** BEGIN SUPPLIED MATERIAL **
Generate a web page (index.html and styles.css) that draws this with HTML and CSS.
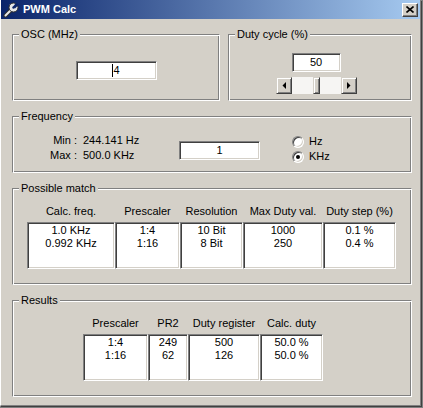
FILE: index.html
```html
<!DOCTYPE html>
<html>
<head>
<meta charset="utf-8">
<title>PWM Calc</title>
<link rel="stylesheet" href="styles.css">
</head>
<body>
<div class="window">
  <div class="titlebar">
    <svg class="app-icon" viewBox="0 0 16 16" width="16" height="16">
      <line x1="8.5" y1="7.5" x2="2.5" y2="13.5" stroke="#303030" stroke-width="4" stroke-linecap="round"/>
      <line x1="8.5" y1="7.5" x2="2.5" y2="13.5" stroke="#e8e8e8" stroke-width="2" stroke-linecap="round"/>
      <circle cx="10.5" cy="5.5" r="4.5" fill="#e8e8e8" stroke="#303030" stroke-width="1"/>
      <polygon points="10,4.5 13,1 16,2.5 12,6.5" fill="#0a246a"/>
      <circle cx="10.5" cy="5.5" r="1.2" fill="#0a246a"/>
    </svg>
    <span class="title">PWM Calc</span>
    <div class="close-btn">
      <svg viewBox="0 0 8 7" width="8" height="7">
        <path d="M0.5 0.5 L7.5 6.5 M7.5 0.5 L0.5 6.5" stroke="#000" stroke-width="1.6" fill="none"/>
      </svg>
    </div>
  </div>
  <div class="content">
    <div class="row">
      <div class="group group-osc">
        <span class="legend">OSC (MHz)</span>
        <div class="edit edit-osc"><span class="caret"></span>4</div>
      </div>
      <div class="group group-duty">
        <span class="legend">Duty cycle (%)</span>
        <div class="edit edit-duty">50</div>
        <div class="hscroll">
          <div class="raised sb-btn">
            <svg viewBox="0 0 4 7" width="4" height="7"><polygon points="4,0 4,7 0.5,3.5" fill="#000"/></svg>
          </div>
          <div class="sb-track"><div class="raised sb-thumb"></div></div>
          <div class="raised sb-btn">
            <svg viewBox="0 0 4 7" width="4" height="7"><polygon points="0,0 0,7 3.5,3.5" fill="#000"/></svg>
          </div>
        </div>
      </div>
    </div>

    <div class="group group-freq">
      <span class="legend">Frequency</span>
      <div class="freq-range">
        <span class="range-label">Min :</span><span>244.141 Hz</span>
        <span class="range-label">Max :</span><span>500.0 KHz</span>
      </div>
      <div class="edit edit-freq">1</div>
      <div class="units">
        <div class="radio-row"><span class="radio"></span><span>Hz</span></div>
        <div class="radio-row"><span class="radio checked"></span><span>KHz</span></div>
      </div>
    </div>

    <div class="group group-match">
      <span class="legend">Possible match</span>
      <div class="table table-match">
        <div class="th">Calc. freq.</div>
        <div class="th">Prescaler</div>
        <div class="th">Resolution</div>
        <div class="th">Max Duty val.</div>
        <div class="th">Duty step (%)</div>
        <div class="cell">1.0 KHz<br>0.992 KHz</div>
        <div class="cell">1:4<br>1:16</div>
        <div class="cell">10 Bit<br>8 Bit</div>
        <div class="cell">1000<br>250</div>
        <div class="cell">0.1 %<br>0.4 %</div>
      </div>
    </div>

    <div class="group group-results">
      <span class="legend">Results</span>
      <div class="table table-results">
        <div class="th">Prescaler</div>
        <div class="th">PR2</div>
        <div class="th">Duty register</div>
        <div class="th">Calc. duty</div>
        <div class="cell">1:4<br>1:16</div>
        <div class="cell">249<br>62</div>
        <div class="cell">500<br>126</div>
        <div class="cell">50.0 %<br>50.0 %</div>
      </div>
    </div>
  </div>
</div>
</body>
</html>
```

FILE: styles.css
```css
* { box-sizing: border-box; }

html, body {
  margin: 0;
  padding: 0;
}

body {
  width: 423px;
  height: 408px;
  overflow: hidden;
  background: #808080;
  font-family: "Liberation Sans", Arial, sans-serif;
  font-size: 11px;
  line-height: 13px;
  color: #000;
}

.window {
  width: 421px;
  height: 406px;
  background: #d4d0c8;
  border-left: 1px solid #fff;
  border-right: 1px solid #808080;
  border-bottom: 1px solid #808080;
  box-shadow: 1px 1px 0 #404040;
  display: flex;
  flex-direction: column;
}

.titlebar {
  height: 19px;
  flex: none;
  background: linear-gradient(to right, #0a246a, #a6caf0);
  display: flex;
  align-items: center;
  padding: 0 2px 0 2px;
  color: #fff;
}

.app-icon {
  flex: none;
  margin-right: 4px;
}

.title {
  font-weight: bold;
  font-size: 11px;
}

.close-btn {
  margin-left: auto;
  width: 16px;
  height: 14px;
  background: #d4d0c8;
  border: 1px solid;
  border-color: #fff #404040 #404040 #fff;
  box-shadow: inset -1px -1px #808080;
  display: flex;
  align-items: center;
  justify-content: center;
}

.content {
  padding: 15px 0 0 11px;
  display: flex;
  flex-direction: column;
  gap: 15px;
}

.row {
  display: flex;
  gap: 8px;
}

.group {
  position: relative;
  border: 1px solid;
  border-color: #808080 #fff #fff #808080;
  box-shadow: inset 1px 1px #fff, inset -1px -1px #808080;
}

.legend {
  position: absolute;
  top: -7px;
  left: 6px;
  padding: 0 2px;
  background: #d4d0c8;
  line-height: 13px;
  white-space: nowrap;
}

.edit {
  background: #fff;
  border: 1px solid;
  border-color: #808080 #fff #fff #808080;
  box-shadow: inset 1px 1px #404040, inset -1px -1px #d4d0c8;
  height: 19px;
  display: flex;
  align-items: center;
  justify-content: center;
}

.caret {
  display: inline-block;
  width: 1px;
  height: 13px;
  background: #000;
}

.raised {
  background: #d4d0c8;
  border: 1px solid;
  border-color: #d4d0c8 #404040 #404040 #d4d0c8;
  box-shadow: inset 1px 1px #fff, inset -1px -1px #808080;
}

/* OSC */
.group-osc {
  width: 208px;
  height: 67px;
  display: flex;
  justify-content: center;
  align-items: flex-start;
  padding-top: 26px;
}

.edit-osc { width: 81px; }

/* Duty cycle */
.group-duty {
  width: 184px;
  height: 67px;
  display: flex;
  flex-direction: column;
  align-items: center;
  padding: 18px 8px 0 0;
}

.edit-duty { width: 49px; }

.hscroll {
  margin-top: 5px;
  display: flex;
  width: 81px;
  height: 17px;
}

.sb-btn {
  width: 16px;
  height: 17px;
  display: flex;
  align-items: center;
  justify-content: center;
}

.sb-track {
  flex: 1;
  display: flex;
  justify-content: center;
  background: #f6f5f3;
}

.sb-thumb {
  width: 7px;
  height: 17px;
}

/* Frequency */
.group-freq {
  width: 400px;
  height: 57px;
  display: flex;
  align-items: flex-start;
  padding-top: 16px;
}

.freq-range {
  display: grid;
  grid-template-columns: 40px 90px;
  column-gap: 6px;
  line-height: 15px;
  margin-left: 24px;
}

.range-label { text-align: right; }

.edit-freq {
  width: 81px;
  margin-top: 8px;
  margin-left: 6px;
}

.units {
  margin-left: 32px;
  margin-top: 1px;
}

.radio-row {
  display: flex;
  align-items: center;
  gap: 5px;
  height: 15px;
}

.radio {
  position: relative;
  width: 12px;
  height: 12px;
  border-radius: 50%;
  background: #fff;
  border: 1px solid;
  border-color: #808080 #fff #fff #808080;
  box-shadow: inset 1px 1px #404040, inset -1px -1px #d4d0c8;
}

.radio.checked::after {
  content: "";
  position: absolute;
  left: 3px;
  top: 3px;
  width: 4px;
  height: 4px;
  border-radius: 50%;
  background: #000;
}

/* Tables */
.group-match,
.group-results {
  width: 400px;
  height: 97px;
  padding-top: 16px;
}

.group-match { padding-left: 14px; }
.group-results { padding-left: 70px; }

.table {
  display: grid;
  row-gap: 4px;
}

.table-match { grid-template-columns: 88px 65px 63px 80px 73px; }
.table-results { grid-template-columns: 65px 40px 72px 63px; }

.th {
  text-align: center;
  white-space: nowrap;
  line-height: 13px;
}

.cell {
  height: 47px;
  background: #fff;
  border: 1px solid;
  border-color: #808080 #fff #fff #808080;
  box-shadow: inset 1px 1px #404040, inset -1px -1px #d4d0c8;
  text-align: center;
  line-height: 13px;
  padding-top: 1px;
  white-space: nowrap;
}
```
** END SUPPLIED MATERIAL **
SET PROBLEM: Count every line in the data where the string "styles" occurs. Give nothing except the number.

EXPECTED ANSWER: 3